Instructions for the task: Stop at the line containing "h-[30px] items-center rounded": write out every line from the beginning of the entries up to and including it, minus the pictures.

--- Start of Materials provided ---

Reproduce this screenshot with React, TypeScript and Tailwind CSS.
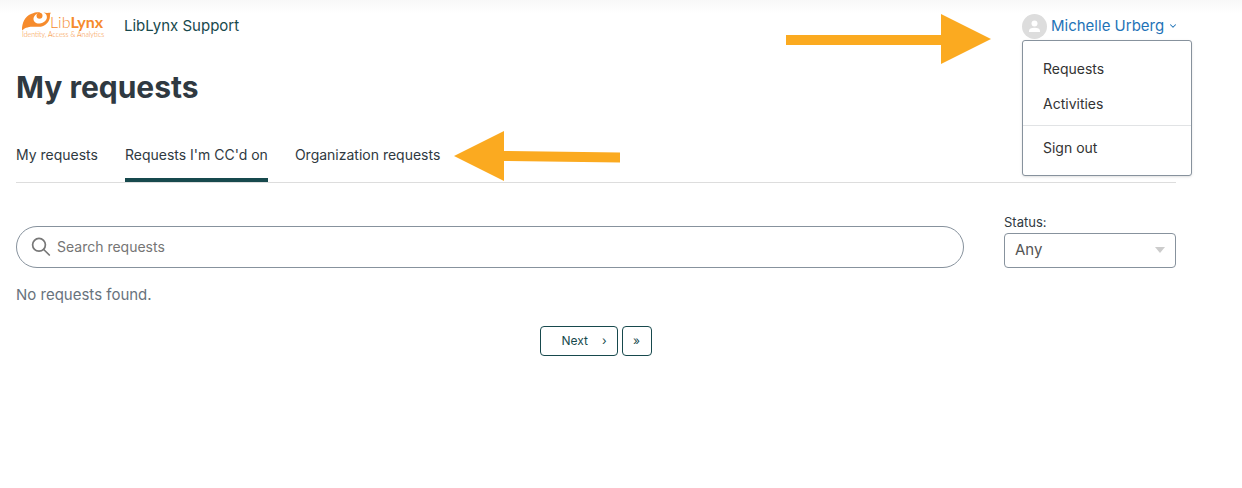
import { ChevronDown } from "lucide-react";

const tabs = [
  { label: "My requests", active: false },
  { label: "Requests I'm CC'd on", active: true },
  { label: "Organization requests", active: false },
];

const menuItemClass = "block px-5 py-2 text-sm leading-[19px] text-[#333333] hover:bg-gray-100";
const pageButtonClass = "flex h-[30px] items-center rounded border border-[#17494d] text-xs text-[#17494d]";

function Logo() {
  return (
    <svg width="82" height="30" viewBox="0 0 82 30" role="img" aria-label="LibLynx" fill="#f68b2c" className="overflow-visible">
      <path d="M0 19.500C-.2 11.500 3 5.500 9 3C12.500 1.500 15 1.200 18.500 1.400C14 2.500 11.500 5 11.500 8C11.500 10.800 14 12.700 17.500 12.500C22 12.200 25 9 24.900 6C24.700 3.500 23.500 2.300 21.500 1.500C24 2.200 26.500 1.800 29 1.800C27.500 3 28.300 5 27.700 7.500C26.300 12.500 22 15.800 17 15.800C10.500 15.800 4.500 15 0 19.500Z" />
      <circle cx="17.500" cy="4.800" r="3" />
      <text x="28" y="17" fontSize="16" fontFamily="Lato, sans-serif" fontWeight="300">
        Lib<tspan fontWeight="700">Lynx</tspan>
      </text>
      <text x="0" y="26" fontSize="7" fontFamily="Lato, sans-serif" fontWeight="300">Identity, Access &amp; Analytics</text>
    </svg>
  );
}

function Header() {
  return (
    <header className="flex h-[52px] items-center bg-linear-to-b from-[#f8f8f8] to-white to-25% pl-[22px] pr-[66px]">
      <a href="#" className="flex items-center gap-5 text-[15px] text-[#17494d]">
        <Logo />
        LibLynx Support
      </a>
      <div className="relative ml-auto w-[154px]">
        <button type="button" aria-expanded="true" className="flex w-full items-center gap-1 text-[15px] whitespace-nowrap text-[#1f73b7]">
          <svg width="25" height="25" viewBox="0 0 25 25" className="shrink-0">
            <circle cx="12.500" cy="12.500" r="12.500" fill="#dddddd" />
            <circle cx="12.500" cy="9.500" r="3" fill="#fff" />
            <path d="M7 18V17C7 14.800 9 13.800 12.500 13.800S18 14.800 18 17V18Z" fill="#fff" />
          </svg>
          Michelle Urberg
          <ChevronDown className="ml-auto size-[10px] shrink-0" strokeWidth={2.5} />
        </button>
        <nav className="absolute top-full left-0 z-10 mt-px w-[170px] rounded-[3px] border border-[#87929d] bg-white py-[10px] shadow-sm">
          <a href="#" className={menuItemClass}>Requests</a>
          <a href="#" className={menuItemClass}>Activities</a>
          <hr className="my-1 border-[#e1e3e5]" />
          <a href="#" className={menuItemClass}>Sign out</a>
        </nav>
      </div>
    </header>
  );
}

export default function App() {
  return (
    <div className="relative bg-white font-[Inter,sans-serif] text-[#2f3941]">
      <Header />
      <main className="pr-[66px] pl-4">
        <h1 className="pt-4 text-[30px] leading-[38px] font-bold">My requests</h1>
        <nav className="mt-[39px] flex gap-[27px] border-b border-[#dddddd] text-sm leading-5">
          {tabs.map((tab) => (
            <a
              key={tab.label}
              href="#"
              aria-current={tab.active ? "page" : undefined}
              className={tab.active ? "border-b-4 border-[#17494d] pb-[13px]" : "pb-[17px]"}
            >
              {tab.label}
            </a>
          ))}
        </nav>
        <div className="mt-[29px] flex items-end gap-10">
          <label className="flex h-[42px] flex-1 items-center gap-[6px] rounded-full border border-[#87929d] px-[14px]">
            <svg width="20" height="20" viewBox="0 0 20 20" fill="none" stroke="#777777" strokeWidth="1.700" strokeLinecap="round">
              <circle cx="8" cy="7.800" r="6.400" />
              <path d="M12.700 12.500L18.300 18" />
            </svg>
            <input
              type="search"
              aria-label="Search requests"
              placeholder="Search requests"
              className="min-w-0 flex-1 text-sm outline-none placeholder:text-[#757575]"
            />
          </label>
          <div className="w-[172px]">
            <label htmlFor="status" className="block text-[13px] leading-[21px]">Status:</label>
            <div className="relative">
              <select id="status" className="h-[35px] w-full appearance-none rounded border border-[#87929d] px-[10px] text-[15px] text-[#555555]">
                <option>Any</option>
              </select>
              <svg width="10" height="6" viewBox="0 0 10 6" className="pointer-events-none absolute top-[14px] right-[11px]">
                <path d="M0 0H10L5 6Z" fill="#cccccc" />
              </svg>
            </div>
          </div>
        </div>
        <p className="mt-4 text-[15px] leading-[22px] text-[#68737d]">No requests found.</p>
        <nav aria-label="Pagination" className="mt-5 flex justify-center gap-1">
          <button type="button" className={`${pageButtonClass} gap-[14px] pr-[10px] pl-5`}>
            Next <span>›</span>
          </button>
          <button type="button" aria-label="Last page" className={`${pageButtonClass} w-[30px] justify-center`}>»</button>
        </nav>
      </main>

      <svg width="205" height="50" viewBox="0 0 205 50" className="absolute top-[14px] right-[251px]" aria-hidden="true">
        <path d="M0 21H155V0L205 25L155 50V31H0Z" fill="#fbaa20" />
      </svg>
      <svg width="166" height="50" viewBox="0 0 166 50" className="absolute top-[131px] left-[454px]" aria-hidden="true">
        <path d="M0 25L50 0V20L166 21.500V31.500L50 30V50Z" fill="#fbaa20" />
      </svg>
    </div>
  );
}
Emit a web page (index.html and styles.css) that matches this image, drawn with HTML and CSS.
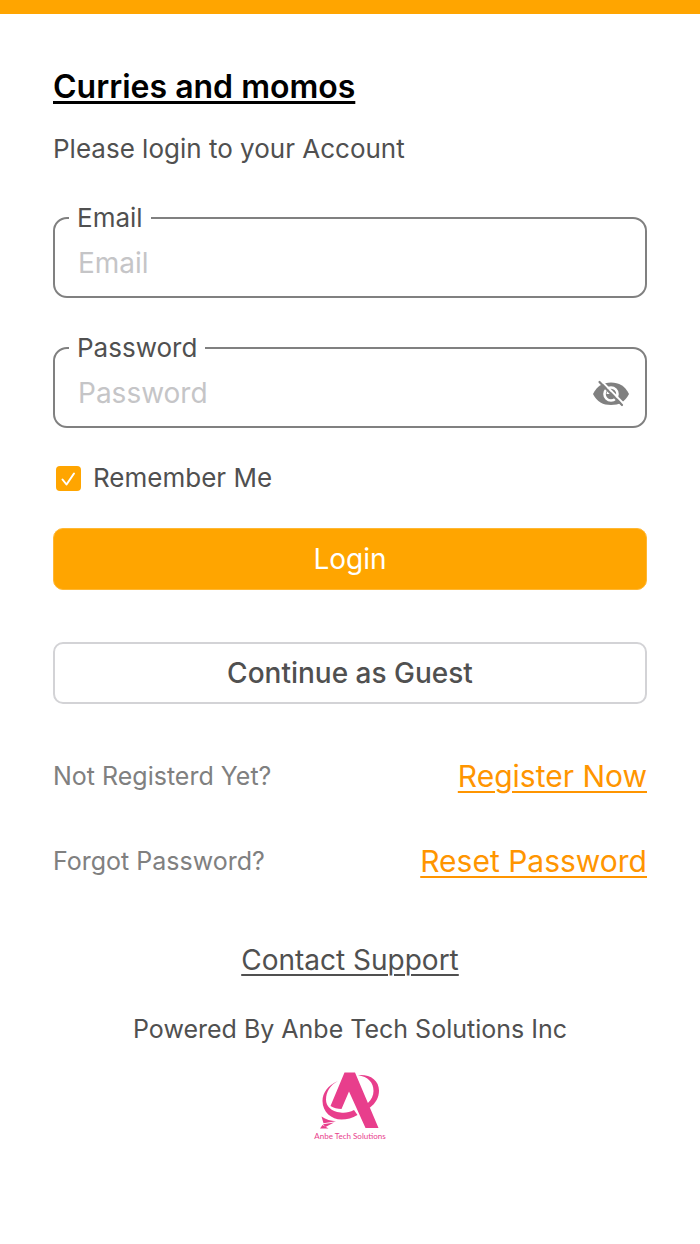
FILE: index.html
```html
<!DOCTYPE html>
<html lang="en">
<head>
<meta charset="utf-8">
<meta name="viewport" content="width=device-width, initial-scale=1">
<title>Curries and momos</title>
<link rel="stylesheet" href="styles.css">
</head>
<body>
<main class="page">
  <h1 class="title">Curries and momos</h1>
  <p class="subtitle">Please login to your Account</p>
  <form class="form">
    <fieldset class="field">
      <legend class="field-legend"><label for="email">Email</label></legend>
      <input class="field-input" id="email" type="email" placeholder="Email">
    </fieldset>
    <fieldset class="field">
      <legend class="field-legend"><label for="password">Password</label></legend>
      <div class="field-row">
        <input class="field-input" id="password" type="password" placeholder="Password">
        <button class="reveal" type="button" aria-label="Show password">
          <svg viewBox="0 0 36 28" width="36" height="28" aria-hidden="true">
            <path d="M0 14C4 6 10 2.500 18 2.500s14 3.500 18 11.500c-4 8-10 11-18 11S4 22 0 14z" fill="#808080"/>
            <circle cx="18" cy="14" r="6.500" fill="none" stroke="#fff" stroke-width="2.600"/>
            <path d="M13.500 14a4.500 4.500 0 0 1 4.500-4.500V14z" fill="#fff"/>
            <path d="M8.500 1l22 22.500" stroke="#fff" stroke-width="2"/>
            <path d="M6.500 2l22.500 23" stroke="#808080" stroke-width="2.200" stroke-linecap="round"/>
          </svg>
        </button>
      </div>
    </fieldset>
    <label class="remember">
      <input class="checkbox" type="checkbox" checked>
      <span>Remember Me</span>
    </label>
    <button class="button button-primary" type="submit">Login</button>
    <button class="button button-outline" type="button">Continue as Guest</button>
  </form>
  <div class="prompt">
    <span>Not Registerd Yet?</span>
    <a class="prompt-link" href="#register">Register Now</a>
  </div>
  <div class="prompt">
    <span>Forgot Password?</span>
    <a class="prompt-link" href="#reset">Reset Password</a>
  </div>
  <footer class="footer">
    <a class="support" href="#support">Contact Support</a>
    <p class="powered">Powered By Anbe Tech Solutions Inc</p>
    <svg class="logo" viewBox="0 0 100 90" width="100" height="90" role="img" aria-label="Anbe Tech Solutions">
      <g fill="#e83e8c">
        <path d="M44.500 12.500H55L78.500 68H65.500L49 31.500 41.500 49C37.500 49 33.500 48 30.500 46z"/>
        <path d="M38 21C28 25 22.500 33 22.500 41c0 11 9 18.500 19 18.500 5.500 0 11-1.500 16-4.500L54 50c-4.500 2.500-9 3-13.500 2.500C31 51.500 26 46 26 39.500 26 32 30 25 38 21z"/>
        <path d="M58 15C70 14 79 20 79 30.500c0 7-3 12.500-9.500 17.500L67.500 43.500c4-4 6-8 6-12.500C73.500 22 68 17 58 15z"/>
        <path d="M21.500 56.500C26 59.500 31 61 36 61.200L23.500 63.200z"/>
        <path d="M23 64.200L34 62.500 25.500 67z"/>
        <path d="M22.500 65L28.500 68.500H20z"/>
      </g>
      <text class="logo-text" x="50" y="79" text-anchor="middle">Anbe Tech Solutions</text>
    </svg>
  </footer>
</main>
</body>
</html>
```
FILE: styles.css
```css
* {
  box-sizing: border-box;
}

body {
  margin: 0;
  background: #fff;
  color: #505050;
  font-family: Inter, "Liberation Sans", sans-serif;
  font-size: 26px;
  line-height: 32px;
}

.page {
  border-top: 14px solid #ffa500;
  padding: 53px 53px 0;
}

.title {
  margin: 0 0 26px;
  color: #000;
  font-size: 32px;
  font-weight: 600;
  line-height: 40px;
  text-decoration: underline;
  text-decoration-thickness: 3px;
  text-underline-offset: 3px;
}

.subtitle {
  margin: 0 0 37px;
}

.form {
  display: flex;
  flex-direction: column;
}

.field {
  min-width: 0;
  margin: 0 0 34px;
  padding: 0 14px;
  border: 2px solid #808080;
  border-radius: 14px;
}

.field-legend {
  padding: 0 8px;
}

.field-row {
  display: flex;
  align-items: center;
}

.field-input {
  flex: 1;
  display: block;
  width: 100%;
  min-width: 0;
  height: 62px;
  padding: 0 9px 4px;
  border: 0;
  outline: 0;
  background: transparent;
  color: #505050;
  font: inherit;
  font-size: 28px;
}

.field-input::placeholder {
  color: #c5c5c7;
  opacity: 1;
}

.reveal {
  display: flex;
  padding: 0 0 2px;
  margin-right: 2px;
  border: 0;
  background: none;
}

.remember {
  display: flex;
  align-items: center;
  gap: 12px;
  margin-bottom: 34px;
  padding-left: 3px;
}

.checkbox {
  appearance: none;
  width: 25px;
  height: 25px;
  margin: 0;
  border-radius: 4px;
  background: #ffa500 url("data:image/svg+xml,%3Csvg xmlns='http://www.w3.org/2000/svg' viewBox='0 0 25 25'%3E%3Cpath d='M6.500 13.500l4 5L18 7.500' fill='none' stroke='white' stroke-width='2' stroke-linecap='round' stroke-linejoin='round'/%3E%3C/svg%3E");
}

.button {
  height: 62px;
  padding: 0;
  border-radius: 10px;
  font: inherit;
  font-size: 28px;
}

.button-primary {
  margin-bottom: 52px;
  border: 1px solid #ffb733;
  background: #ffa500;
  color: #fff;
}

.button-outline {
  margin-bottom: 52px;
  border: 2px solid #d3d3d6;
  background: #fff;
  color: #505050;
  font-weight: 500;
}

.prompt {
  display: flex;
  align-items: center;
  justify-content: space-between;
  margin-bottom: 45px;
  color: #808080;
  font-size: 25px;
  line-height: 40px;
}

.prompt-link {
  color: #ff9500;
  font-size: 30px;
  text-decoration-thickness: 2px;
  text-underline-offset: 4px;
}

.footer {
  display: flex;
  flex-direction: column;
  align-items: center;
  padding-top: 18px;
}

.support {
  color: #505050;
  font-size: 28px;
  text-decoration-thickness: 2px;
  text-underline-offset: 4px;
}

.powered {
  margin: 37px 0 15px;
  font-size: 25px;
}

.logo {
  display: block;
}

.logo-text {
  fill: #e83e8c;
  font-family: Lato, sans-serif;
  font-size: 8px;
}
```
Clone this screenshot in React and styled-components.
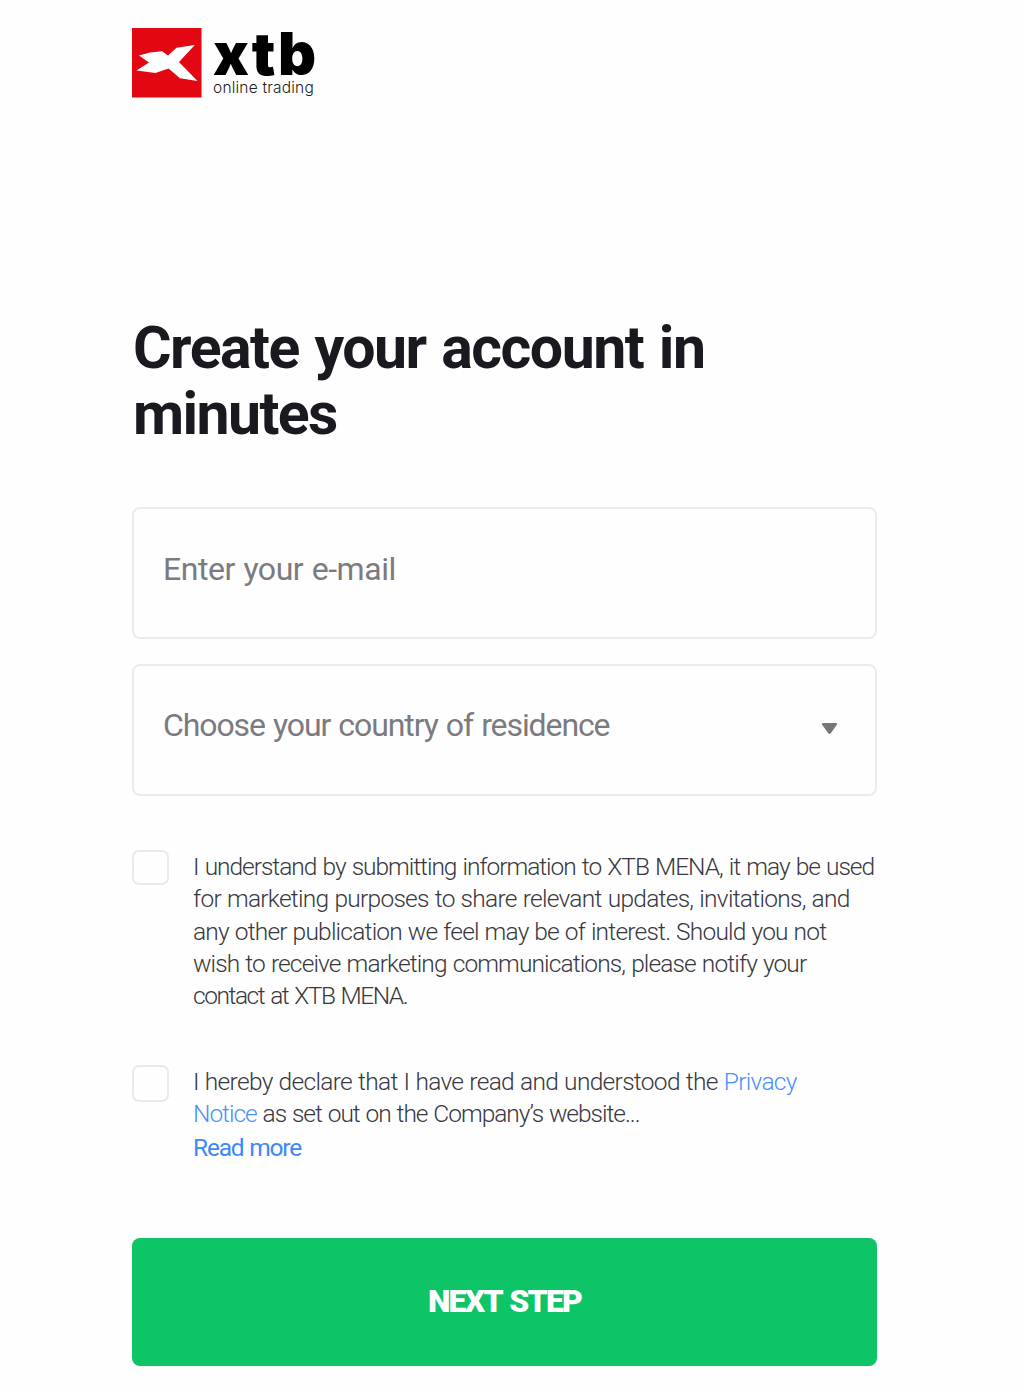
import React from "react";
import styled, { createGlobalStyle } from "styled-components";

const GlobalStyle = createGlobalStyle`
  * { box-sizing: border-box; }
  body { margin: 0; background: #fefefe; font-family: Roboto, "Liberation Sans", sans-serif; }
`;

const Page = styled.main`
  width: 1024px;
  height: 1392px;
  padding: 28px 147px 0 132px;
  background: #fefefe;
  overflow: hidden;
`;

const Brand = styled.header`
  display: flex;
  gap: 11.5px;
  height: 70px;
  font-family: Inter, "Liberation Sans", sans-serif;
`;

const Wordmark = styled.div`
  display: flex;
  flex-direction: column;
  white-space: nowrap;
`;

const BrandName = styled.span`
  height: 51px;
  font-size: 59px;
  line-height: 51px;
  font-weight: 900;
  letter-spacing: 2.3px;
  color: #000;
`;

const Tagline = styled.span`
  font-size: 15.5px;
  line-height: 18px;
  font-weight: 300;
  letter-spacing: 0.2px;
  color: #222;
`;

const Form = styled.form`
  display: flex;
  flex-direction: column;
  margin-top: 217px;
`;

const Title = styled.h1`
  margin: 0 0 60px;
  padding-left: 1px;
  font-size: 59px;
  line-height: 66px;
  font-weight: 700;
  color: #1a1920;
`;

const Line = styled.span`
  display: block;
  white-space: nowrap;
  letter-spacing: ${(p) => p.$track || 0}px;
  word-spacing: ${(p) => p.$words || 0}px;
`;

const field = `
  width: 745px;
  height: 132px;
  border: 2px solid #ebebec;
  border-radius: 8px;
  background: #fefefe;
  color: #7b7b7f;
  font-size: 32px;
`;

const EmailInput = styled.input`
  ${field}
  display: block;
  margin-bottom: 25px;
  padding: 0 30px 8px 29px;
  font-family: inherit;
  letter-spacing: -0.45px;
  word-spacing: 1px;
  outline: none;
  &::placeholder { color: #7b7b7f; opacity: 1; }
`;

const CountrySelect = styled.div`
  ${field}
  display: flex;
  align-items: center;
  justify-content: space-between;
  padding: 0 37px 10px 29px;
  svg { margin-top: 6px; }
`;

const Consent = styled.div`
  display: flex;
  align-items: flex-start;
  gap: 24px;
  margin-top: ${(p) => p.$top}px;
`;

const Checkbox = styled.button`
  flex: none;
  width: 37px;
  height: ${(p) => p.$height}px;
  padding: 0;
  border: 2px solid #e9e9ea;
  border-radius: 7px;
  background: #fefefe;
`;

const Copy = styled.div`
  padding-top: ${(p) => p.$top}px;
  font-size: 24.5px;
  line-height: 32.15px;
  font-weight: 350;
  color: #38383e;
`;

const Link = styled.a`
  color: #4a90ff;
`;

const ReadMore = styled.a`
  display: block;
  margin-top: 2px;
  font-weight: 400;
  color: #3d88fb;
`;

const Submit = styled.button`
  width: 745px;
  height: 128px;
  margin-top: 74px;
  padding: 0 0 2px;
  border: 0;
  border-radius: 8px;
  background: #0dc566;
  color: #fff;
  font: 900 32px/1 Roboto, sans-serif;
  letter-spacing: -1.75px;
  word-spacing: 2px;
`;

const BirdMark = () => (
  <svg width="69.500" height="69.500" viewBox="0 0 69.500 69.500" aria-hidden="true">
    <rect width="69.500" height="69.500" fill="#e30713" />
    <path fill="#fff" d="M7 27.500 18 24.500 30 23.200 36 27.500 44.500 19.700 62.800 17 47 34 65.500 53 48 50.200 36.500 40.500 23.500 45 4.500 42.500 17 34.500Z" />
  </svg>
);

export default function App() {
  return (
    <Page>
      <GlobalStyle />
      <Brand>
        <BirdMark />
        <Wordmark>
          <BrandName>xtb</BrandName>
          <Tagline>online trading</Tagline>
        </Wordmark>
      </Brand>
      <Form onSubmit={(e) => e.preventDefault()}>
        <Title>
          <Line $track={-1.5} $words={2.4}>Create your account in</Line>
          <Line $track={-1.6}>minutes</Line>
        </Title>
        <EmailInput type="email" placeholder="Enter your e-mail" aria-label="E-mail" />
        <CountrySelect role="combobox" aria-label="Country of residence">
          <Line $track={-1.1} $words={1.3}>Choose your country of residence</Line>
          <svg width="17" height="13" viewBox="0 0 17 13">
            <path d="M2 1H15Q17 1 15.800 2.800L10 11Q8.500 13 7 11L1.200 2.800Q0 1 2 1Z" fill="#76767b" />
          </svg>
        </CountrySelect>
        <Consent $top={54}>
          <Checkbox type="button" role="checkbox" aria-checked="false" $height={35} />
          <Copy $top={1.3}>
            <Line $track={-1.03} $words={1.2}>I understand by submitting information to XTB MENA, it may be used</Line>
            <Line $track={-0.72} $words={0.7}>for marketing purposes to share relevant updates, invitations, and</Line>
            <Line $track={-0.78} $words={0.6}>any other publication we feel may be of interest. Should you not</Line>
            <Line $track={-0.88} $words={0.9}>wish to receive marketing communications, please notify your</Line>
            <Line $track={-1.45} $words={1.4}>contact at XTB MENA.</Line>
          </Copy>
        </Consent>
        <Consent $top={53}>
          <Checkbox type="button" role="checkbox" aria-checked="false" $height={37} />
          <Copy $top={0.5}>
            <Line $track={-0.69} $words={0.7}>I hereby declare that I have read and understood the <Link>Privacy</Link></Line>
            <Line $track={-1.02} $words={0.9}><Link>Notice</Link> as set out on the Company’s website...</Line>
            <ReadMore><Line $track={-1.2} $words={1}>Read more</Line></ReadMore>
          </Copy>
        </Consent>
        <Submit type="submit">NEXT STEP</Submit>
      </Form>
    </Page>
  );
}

--- End of Materials provided ---

Response:
Reproduce this screenshot with React, TypeScript and Tailwind CSS.
import { ChevronDown } from "lucide-react";

const tabs = [
  { label: "My requests", active: false },
  { label: "Requests I'm CC'd on", active: true },
  { label: "Organization requests", active: false },
];

const menuItemClass = "block px-5 py-2 text-sm leading-[19px] text-[#333333] hover:bg-gray-100";
const pageButtonClass = "flex h-[30px] items-center rounded border border-[#17494d] text-xs text-[#17494d]";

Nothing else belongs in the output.